Monday, November 28, 2011

Non-compete Provision - Revisited and Reversed by Virginia Supreme Court

On November 4, 2011, the Virginia Supreme Court issued an important opinion on the enforceability of non-compete agreements in Virginia. In Home Paramount Pest Control Companies, Inc. v. Shaffer, et al., the Supreme Court affirmed the Fairfax County Circuit Court's prior determination that a non-compete provision in a former employee's employment agreement was overbroad and, therefore, unenforceable.

In 1989, in a case involving the same employer, the Supreme Court ruled that an identical provision in an employment agreement was enforceable. Accordingly, the Supreme Court reversed its previous stance, demonstrating the shift in the law that has occurred over the last 22 years. The Supreme Court justified its decision on the basis of several other cases that have been decided since 1989, which cases clarified the law and created the framework from which the 2011 case was decided.

The Supreme Court explained that non-compete provisions are only enforceable if they are narrowly drawn to protect the employer's legitimate business interest, are not unreasonably burdensome on an employee's ability to earn a livelihood and are not against public policy. The employer bears the burden of proving each of these factors. Virginia Courts will consider the function, geographic scope and duration elements of the non-compete when evaluating whether the employer has met its burden. In assessing the "function" element, a Virginia Court will determine whether the prohibited activity is of the same type as that actually engaged in by the former employee while employed by the employer.

The non-compete provision being considered by the Court stated as follows:

The Employee will not engage directly or indirectly or concern himself/herself in any manner whatsoever in the carrying on or conducting the business of exterminating, pest control, termite control and/or fumigation services as an owner, agent, servant, representative, or employee, and/or as a member of a partnership and/or as an officer, director or stockholder of any corporation, or in any manner whatsoever, in any city, cities, county or counties in the state(s) in which the Employee works and/or in which the Employee was assigned during the two (2) years next preceding the termination of the Employment Agreement and for a period of two (2) years from and after the date upon which he/she shall cease for any reason whatsoever to be an employee of [Home Paramount].

The Supreme Court determined that the "function" element of the non-compete was too broad since it prevented the employee from working in the pest control industry in any capacity (as opposed to preventing him from performing the same services he provided for the employer).
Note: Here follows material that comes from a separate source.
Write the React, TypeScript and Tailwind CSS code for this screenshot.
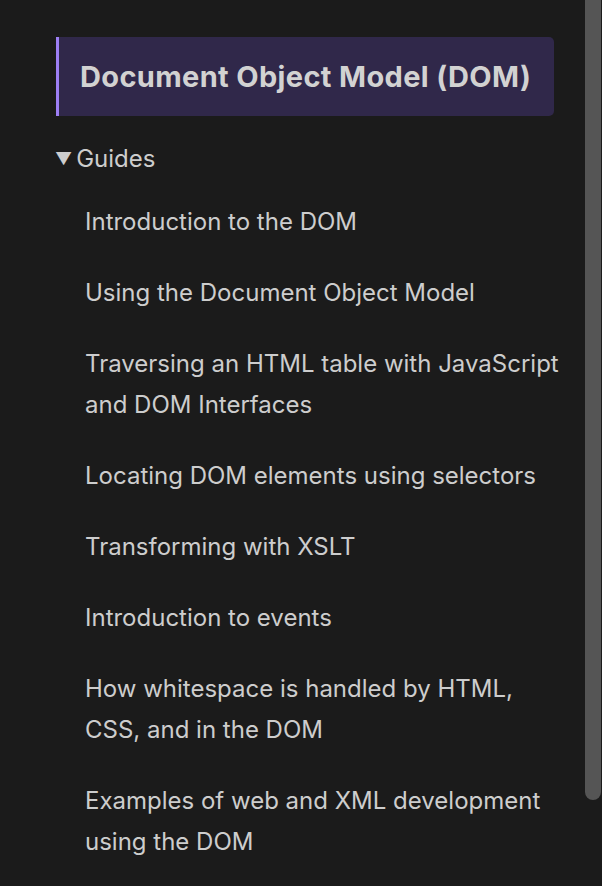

The Supreme Court explained that there are a number of "reasonably conceivable" activities that the employee would be prevented from performing for a competitor (i.e. janitorial services or bookkeeping) which the former employer has no legitimate business interest in prohibiting. The Supreme Court went on to explain that if the "function" element is clearly overbroad, the "geographic scope" and "duration" elements of the non-compete cannot save the provision, and the entire non-compete agreement will not be enforced.

This case makes it abundantly clear that in Virginia, the Courts will not enforce non-compete provisions which prohibit a former employee from performing any activities for a competitor, even unlikely or hypothetical activities. For a non-compete agreement to be enforceable, the employee can only be restricted from performing specific services that are competitive to the services he/she provided for the former employer.